African Health

Publications

Access to institutional delivery care and reasons for home delivery in three districts of Tanzania

Exavery A, Kanté AM, Njozi M, et al. International Journal for Equity in Health 2014;13:48

Delivering at health facilities enables women to receive proper medical attention and care during childbirth, and is encouraged as a single most important strategy in preventing maternal and neonatal deaths. This study assesses facilitators and barriers to institutional delivery in the Rufiji, Kilombero and Ulanga districts of Tanzania. Multivariate analysis showed that institutional delivery is relatively high and significantly dependent on the quality of antenatal care (ANC), better socioeconomic status and between-partner communication about family planning.

 

The Tanzania Connect Project: a cluster-randomized trial of the child survival impact of adding paid community health workers to an existing facility-focused health system

Ramsey K, Hingora A, Kante M, et al. BMC Health Services Research 2013;13(Suppl 2):S6.

Tanzania has been a pioneer in establishing community-level services, yet challenges remain in sustaining these systems and ensuring adequate human resource strategies. Utilization for many services proven to reduce child and maternal mortality is unacceptably low. Tanzanian policy initiatives have sought to address these problems by proposing expansion of community-based providers, but the Ministry of Health and Social Welfare (MoHSW) lacks evidence that this merits national implementation. The Tanzania Connect Project is a randomized cluster trial located in three rural districts with a population of roughly 360,000 (Kilombero, Rufiji and Ulanga).

 

How mistimed and unwanted pregnancies affect timing of antenatal care initiation in three districts in Tanzania

Exavery A, Kanté AM, Hingor A, Mbaruku G, Pemba S, Phillips JF. BMC Pregnancy and Childbirth 2013;13:35.

Early antenatal care (ANC) initiation is a doorway to early detection and management of potential complications associated with pregnancy, and consequently reduces potential maternal and newborn morbidity and mortality. Although the literature reports various factors associated with ANC initiation such as parity and age, pregnancy intentions is yet to be recognized as a possible predictor of timing of ANC initiation. Late ANC initiation is a significant maternal and child health consequence of mistimed and unwanted pregnancies in Tanzania. Appropriate counseling to women, especially those who happen to conceive unintentionally, is needed to minimize the possibility of delaying ANC initiation.

 

Role of condom negotiation on condom use among women of reproductive age in three districts in Tanzania

Exavery A, Kanté AM, Jackson E, et al. BMC Public Health 2012;12:1097.

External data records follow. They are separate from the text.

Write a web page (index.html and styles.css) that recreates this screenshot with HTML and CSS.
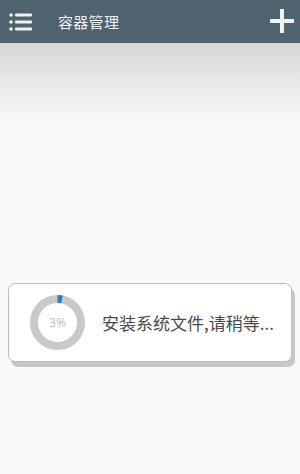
FILE: index.html
```html
<!DOCTYPE html>
<html>
<head>
<meta charset="utf-8">
<link rel="stylesheet" href="styles.css">
</head>
<body>
<div class="app">
  <header class="bar">
    <svg class="menu" width="24" height="20" viewBox="0 0 24 20">
      <g fill="#eef2f3">
        <circle cx="2" cy="3" r="1.8"/>
        <circle cx="2" cy="10" r="1.8"/>
        <circle cx="2" cy="17" r="1.8"/>
        <rect x="6" y="1.5" width="17" height="3" rx="1"/>
        <rect x="6" y="8.5" width="17" height="3" rx="1"/>
        <rect x="6" y="15.5" width="17" height="3" rx="1"/>
      </g>
    </svg>
    <span class="title">容器管理</span>
    <svg class="plus" width="24" height="24" viewBox="0 0 24 24">
      <g fill="#eef2f3">
        <rect x="0" y="10" width="24" height="4"/>
        <rect x="10" y="0" width="4" height="24"/>
      </g>
    </svg>
  </header>
  <main class="content">
    <div class="dialog">
      <div class="ring">
        <svg width="55" height="55" viewBox="0 0 55 55">
          <circle cx="27.5" cy="27.5" r="23.5" fill="none" stroke="#c9c9c9" stroke-width="8"/>
          <circle cx="27.5" cy="27.5" r="23.5" fill="none" stroke="#2b7fc0" stroke-width="8" stroke-dasharray="4.6 200" transform="rotate(-90 27.5 27.5)"/>
        </svg>
        <span class="pct">3%</span>
      </div>
      <span class="msg">安装系统文件,请稍等...</span>
    </div>
  </main>
</div>
</body>
</html>
```
FILE: styles.css
```css
html, body {
  margin: 0;
  padding: 0;
}
body {
  width: 300px;
  height: 474px;
  overflow: hidden;
  background: #f9f9f9;
  font-family: "Noto Sans CJK SC", "Noto Sans", sans-serif;
}
.app {
  display: flex;
  flex-direction: column;
  height: 474px;
}
.bar {
  height: 43px;
  flex: none;
  background: #4e636d;
  border-bottom: 1px solid #c9d1d5;
  display: flex;
  align-items: center;
  padding: 0 6px 0 9px;
}
.menu {
  flex: none;
}
.title {
  margin-left: 25px;
  color: #eef2f3;
  font-size: 15px;
  line-height: 1;
  flex: 1;
  letter-spacing: 0.3px;
}
.plus {
  flex: none;
  margin-bottom: 2px;
}
.content {
  flex: 1;
  background: linear-gradient(to bottom, #d6d6d6 0px, #ececec 45px, #f9f9f9 80px, #f9f9f9 100%);
  padding-top: 239px;
}
.dialog {
  margin: 0 8px;
  box-sizing: border-box;
  height: 79px;
  background: #fff;
  border: 1px solid #bcbcbc;
  border-radius: 7px;
  box-shadow: 3px 5px 0 #c6c6c6;
  display: flex;
  align-items: center;
  padding-left: 21px;
}
.ring {
  position: relative;
  width: 55px;
  height: 55px;
  flex: none;
  display: flex;
  align-items: center;
  justify-content: center;
}
.ring svg {
  position: absolute;
  left: 0;
  top: 0;
}
.pct {
  position: relative;
  font-size: 12px;
  color: #bdbdbd;
  font-family: "Open Sans", "Noto Sans", sans-serif;
}
.msg {
  margin-left: 17px;
  font-size: 17px;
  color: #4a4a4a;
  white-space: nowrap;
}
```
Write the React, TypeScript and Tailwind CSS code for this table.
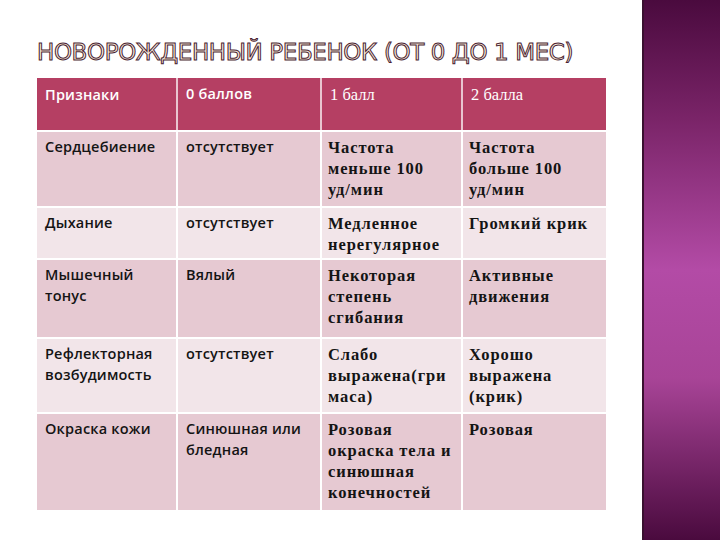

In regions such as sub-Saharan Africa where women are disproportionately infected with HIV, women are reportedly less capable of negotiating condom use. While knowledge of condom use for HIV prevention is extensive among men and women in many countries, including Tanzania, evidence is limited about the role of condom negotiation on condom use among women in rural Tanzania.This study addresses this gap with the following objectives: (1) to determine the proportion of women with confidence to negotiate condom use with their sexual partners, (2) to describe the prevalence of condom use at the last sexual intercourse and (3) to assess the linkage between condom negotiation and condom use among 15- to 49-year-old women in three districts (Rufiji, Kilombero and Ulanga) in Tanzania. Results show that confidence to negotiate condom use is a significant predictor of actual condom use among women in rural Tanzania.